Every now and again, something hits the market which despite pretending to be marijuana…or something that replicates the effects of marijuana…is in fact nothing of the sort. The most recent and prominent example that springs to mind is of course ‘Spice’, which in every respect had about as much in common with weed as boiled potato. Chemical-sprayed randomness that led to a mass outbreak of bizarre (and often naked) behaviour across the United States, along with a bunch of hospitalisations. You’d think that a distinct lack of anyone reporting anything positive having tried the stuff would send the right message, but no…it went pretty much epidemic and is still problematic.
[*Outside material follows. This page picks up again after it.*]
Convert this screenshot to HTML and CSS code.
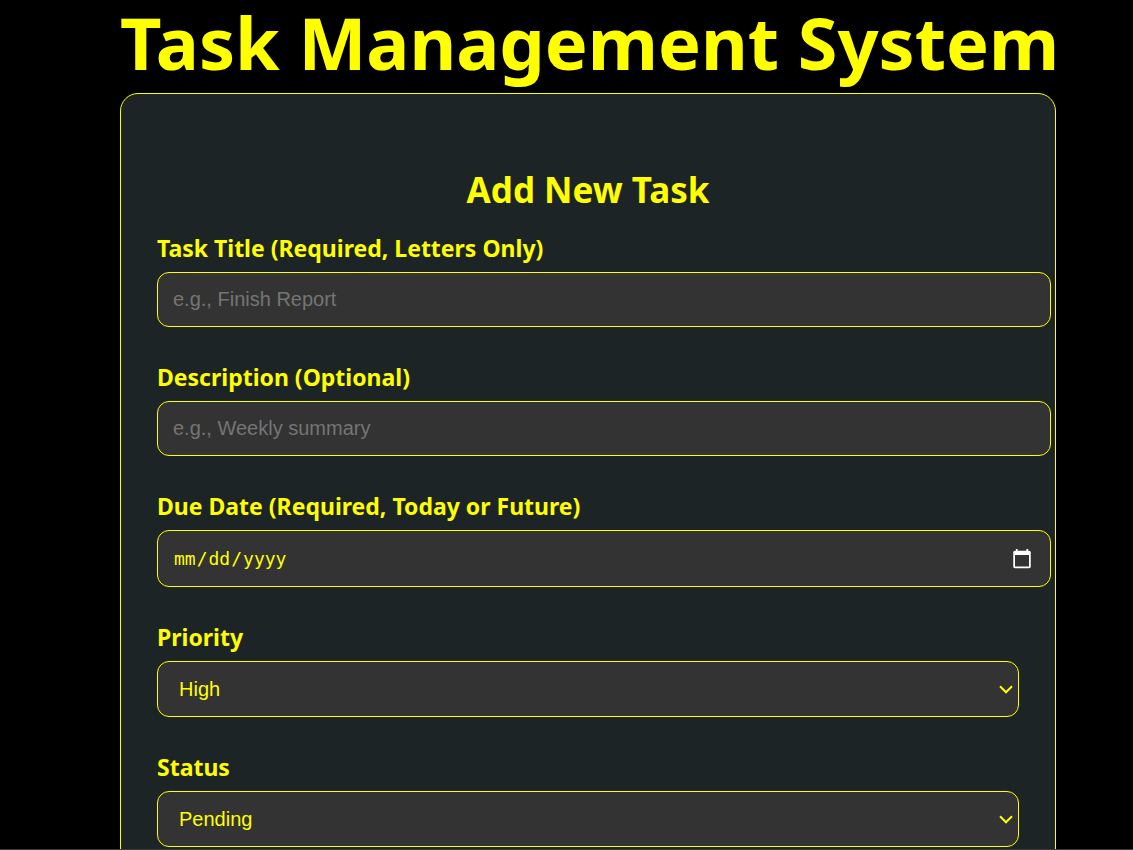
FILE: index.html
```html
<!DOCTYPE html>
<html lang="en-US">
<head>
<meta charset="utf-8">
<title>Task Management System</title>
<link rel="stylesheet" href="styles.css">
</head>
<body>
<main class="page">
  <h1 class="page-title">Task Management System</h1>
  <section class="card">
    <h2 class="card-title">Add New Task</h2>
    <form class="task-form">
      <div class="field">
        <label class="label" for="title">Task Title (Required, Letters Only)</label>
        <input class="input" id="title" type="text" placeholder="e.g., Finish Report">
      </div>
      <div class="field">
        <label class="label" for="description">Description (Optional)</label>
        <input class="input" id="description" type="text" placeholder="e.g., Weekly summary">
      </div>
      <div class="field">
        <label class="label" for="due">Due Date (Required, Today or Future)</label>
        <input class="input input-date" id="due" type="date">
      </div>
      <div class="field">
        <label class="label" for="priority">Priority</label>
        <select class="select" id="priority">
          <option>High</option>
          <option>Medium</option>
          <option>Low</option>
        </select>
      </div>
      <div class="field">
        <label class="label" for="status">Status</label>
        <select class="select" id="status">
          <option>Pending</option>
          <option>Completed</option>
        </select>
      </div>
    </form>
  </section>
</main>
</body>
</html>
```
FILE: styles.css
```css
body {
  margin: 0;
  height: 100vh;
  box-sizing: border-box;
  overflow: hidden;
  background: #000;
  border-bottom: 1px solid #3a3a3a;
  color: #ff0;
  font-family: "Segoe UI", "Noto Sans", sans-serif;
}

.page {
  padding: 0 77px 0 120px;
}

.page-title {
  margin: 0 0 9px;
  font-size: 72px;
  line-height: 84px;
  font-weight: 700;
  text-align: center;
  white-space: nowrap;
}

.card {
  padding: 72px 36px 36px;
  background: #1d2426;
  border: 1px solid #ff0;
  border-radius: 18px;
}

.card-title {
  margin: 0 0 18px;
  font-size: 35px;
  line-height: 48px;
  text-align: center;
}

.task-form {
  display: flex;
  flex-direction: column;
  gap: 34px;
}

.label {
  display: block;
  margin-bottom: 8px;
  font-size: 23px;
  line-height: 32px;
  font-weight: 700;
}

.input,
.select {
  display: block;
  width: 100%;
  margin: 0;
  border: 1px solid #ff0;
  border-radius: 12px;
  background-color: #333;
  color: #ff0;
  font-family: Arial, "Liberation Sans", sans-serif;
  font-size: 20px;
}

.input {
  height: 23px;
  padding: 15px;
}

.input::placeholder {
  color: #757575;
}

.input-date {
  height: 25px;
  font-family: "DejaVu Sans Mono", monospace;
  font-size: 18px;
  color-scheme: dark;
}

.input-date::-webkit-calendar-picker-indicator {
  width: 22px;
  height: 22px;
}

.select {
  box-sizing: border-box;
  height: 56px;
  padding: 0 32px 0 21px;
  appearance: none;
  background-image: url("data:image/svg+xml,%3Csvg xmlns='http://www.w3.org/2000/svg' width='14' height='9'%3E%3Cpath d='M1 1.3l6 6 6-6' fill='none' stroke='%23ff0' stroke-width='2'/%3E%3C/svg%3E");
  background-repeat: no-repeat;
  background-position: right 5px center;
}
```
However, authorities in certain cities and states are now finding themselves preoccupied with another scary substance that’s apparently leading to a wave of public health problems. Known locally as shatter – though also referred to in other circles as wax, sap and budder – the description and warnings the police are handing out sound rather troubling to say the least. Along with talking of “hallucinations and other types of psychosis” with a risk of “disconnecting from reality”, they’re apparently worried about how popular shatter is becoming.
When you look at things from a logical perspective however, shatter is in fact nothing more than concentrated weed…albeit quite potently concentrated. If you haven’t already come across the stuff yourself, it looks remarkably like thick and sticky honey, though has a very different kind of sweetness. Highly concentrated, it’s basically made to give those after a heavier high a much more powerful hit than they’d get from standard buds.
Now, the fact that the stuff is made using butane – a chemical solvent – isn’t what’s got lawmakers and concerned parties rather on the worried side. Instead, it’s the fact that you only need an absolutely teeny-tiny bit of the stuff to replicate the same kind of high you get from a much bigger hit of a standard joint or pipe. And unsurprisingly, quite a few of those trying it out for the first time…and not only the first time, if we’re honest…are getting well and truly carried away. They aren’t listening to reason and nor are they heeding the warnings – they’re hitting it hard and fast.
And that’s exactly the point the authorities are doing their best to stress once again – including one DuPage Metropolitan Enforcement Group director, Mark Piccoli. Playing a role in drug law enforcement all across Chicago, he says availability of the stuff seems to be increasing all the time. And while on a per-gram price it does tend to cost about twice as much as marijuana buds, it often lands with a tetrahydrocannabinol concentration of up to 90%. So when you compare this to the standard of around 15% in weed buds, you begin to understand both the strength of the stuff and why so many folk are seeing it as outstanding value for money.
Of course, the concern he shares with others in similar positions is that of how this apparently new and unexplored pot product could lead to an explosion in overdose rates.
"It's very strong compared to smoking marijuana or smoking a joint," he warned.
"You don't see overdoses from marijuana. They're extremely rare, it almost never happens, but I imagine there's a higher potential for that to happen along with hallucinations and other types of psychosis."
Nevertheless, critics have been extremely quick to point out the fact that not only is there absolutely no evidence whatsoever that shatter is causing any such problems, but that it has also been around in one form or another for years. Not only that, but even in an instance where one hit is the equivalent of taking five normal hits, most pot smokers are sensible enough to self-regulate and control themselves accordingly. Or in other words, one hit is unlikely to send anyone over the edge…not a chance.
Still, the “don’t try this at home” warning for the manufacturing process of shatter is one that should be given proper consideration. There are already tons of videos doing the rounds online, giving us all a fair idea of what happens when things go wrong.
Suffice to say, the results are explosive…and not in a good way!